Kapalini is the skull-bearing form of the Goddess Shakti associated with the liminal moment between endings and new beginnings. It signals sovereignty over endings, impermanence, and the transition from dissolution to regeneration.

What is the Brahma-substance in Kapalini's story?

The Brahma-substance is the causal seed within Kapalini’s kapāla. It is read as brahma-tattva—the undifferentiated matrix from which names and forms condense; likened to hiraṇyagarbha or avyakta, while affirming Shakti’s primacy as the dynamic potency.

What are the five cosmic acts described in the post?

The five cosmic acts are Sṛṣṭi (emanation), Sthiti (maintenance), Saṁhāra (withdrawal), Tirobhāva (concealment), and Anugraha (grace). Kapalini presides over the passage between Saṁhāra and Sṛṣṭi.

What role does the storm play in the Kapalini narrative?

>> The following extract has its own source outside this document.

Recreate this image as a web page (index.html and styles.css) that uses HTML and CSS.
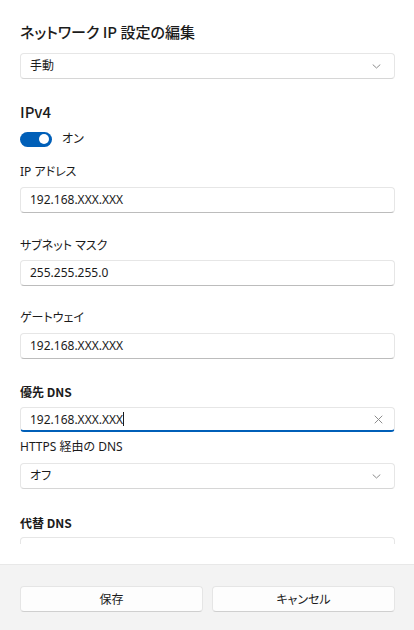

The storm is a metaphysical diagram: concealment peaks, grace descends, and the seed of creation is activated.

What is the significance of the kapāla, khaṭvāṅga, and muṇḍamālā?

The kapāla is a vessel of memory and transformation; the khaṭvāṅga links the manifest to the unmanifest; the muṇḍamālā enumerates letters, sounds, and cognitions that arise and subside in cyclic time.

What ethical takeaway does Kapalini offer about endings and renewal?

The narrative urges humility and ecological care, showing that endings can seed renewal and inspiring prudent, reverent stewardship.